На всю жизнь запомнили многие из нас ночь на 22 июня. Мой самолет оказался неисправным — на одном из моторов устраняли дефекты, и я был свободен. Воспользовавшись этим, я решил дать «провозной» полет экипажу лейтенанта Михаила Бурина, прилетевшему в этот день на пополнение нашей группы.

Стояла безоблачная погода с отличной горизонтальной видимостью. Когда мы еще подлетали к линии фронта, над окруженными войсками уже кружились наши самолеты. Одни в вираже у самой земли сбрасывали грузы, другие снижались. Картина была уже знакомой, но мне показалось, что в ней чего-то недоставало, не было каких-то ярких деталей, впечатавшихся в память и сейчас как бы вырезанных из общей панорамы. Недоставало ярких вспышек выстрелов зенитной артиллерии противника.

Это настораживало. Не стреляют зенитки — жди атак истребителей. Поэтому я приказал экипажу смотреть в оба и быть максимально бдительными. Сделал я это вовремя.

Истребители неожиданно и одновременно атаковали с разных направлений, обрушились на наши медленно шедшие в кильватер, хорошо видимые в светлом, безоблачном небе огромные корабли. Через несколько секунд, потрясенные, мы увидели, как огненными факелами беспорядочно падали три наших самолета.

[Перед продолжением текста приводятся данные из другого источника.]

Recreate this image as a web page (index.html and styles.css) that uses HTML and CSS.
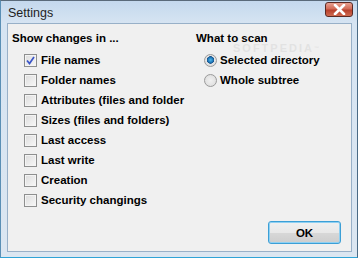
FILE: index.html
```html
<!DOCTYPE html>
<html lang="en">
<head>
    <meta charset="UTF-8">
    <title>Settings</title>
    <link rel="stylesheet" href="styles.css">
</head>
<body>
    <div class="window">
        <div class="titlebar">
            <span class="title">Settings</span>
            <button class="close-btn">
                <svg width="13" height="11" viewBox="0 0 13 11"><path d="M2 1 L11 10 M11 1 L2 10" stroke="#fff" stroke-width="2.6" stroke-linecap="round"/></svg>
            </button>
        </div>
        <div class="client">
            <div class="columns">
                <div class="group changes">
                    <h2>Show changes in ...</h2>
                    <label class="opt"><span class="check checked"><svg width="9" height="9" viewBox="0 0 9 9"><path d="M1 4.5 L3.5 7.5 L8 1" fill="none" stroke="#3a55c8" stroke-width="1.7"/></svg></span>File names</label>
                    <label class="opt"><span class="check"></span>Folder names</label>
                    <label class="opt"><span class="check"></span>Attributes (files and folder</label>
                    <label class="opt"><span class="check"></span>Sizes (files and folders)</label>
                    <label class="opt"><span class="check"></span>Last access</label>
                    <label class="opt"><span class="check"></span>Last write</label>
                    <label class="opt"><span class="check"></span>Creation</label>
                    <label class="opt"><span class="check"></span>Security changings</label>
                </div>
                <div class="group scan">
                    <h2>What to scan</h2>
                    <label class="opt"><span class="radio on"></span>Selected directory</label>
                    <label class="opt"><span class="radio"></span>Whole subtree</label>
                </div>
            </div>
            <div class="footer">
                <button class="ok-btn">OK</button>
            </div>
            <div class="watermark">SOFTPEDIA<sup>™</sup></div>
        </div>
    </div>
</body>
</html>
```

FILE: styles.css
```css
* { margin: 0; padding: 0; box-sizing: border-box; }

body {
    width: 358px;
    height: 258px;
    overflow: hidden;
    font-family: "Liberation Sans", Arial, sans-serif;
    background: #fff;
}

.window {
    width: 358px;
    height: 258px;
    border: 1px solid #5a6a7a;
    border-bottom-color: #2fa3d6;
    border-left-color: #5a8fb5;
    border-right-color: #4a6a85;
    background: linear-gradient(to bottom, #c4d8ed 0px, #d6e4f2 22px, #dbe6f1 100%);
    display: flex;
    flex-direction: column;
    padding: 0 5px 5px 6px;
}

.titlebar {
    height: 22px;
    display: flex;
    align-items: center;
    justify-content: space-between;
    flex-shrink: 0;
}
.title { font-size: 12.5px; color: #1e1e1e; padding-left: 1px; margin-top: 1px; }

.close-btn {
    width: 28px; height: 15px;
    margin-top: -5px;
    margin-right: -1px;
    border: 1px solid #5a2a24;
    border-radius: 3px;
    background: linear-gradient(to bottom, #e8a090 0%, #d26a56 45%, #b8402c 55%, #cf6a50 100%);
    display: flex; align-items: center; justify-content: center;
}

.client {
    position: relative;
    flex: 1;
    background: #f0f0f0;
    border: 1px solid #98b0c8;
    display: flex;
    flex-direction: column;
    padding: 7px 0 0 4px;
    font-size: 11.5px;
    font-weight: bold;
    color: #000;
}

.columns { display: flex; }
.group { display: flex; flex-direction: column; }
.changes { width: 184px; flex-shrink: 0; }
.scan { flex: 1; }

h2 { font-size: 11.5px; font-weight: bold; height: 19px; line-height: 14px; }

.opt {
    display: flex;
    align-items: center;
    height: 20px;
    padding-left: 12px;
    white-space: nowrap;
}

.check {
    width: 13px; height: 13px;
    border: 1px solid #8e8f8f;
    background: linear-gradient(135deg, #dcdcdc, #f8f8f8);
    box-shadow: inset 0 0 0 1px #f4f4f4;
    margin-right: 4px;
    display: flex; align-items: center; justify-content: center;
    flex-shrink: 0;
}

.scan .opt { padding-left: 8px; }
.radio {
    width: 13px; height: 13px;
    border-radius: 50%;
    border: 1px solid #9a9a9a;
    background: radial-gradient(circle at 50% 50%, #f0f0f0 0, #dadada 100%);
    margin-right: 3px;
    flex-shrink: 0;
}
.radio.on {
    background: radial-gradient(circle at 50% 45%, #4fb8ee 0, #1f78b8 2.5px, #1b4f86 3.5px, #e6e6e6 4px, #d4d4d4 100%);
}

.footer {
    margin-top: auto;
    display: flex;
    justify-content: flex-end;
    padding: 0 10px 7px 0;
}
.ok-btn {
    width: 73px; height: 23px;
    border: 1px solid #3c9fd6;
    border-radius: 3px;
    box-shadow: inset 0 0 0 1px #8fd0f2;
    background: linear-gradient(to bottom, #f0f0f0 0%, #e8e8e8 50%, #d8d8d8 51%, #cdcdcd 100%);
    font-family: "Liberation Sans", Arial, sans-serif;
    font-size: 11.5px;
    font-weight: bold;
    color: #000;
}

.watermark {
    position: absolute;
    left: 225px; top: 20px;
    font-size: 11px;
    line-height: 9px;
    font-weight: bold;
    letter-spacing: 2px;
    color: rgba(205, 205, 205, 0.4);
    pointer-events: none;
}
.watermark sup { font-size: 5px; vertical-align: top; }
```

Через радиста передаю летящим за мной самолетам и одновременно на командный пункт сообщение об атаках вражеских ночных истребителей: командую борттехнику Хмелькову выпустить шасси, а сам, убрав секторы газа до минимума, отдаю штурвал и почти отвесно веду машину к земле.

Михаил Бурин инстинктивно тянет штурвал на себя, опасаясь, что самолет не выдержит такого крутого и стремительного снижения. Но с самолетом ничего не случилось. Почти у самой земли мы перевели его в горизонтальный полег и на малой высоте вышли в расположение окруженных войск.

Пока мы кружились в общей карусели транспортно-десантных самолетов, а штурман с бортмехаником и радистом сбрасывали десантные мешки с боеприпасами, над нами высоко в небе то и дело вспыхивали неравные воздушные схватки, после которых, загоревшись, упали на землю еще несколько наших транспортных машин.

Сбросив последний мешок, мы не стали набирать высоту, а решили возвращаться к себе на бреющем полете: зенитчики не так опасны, как истребители.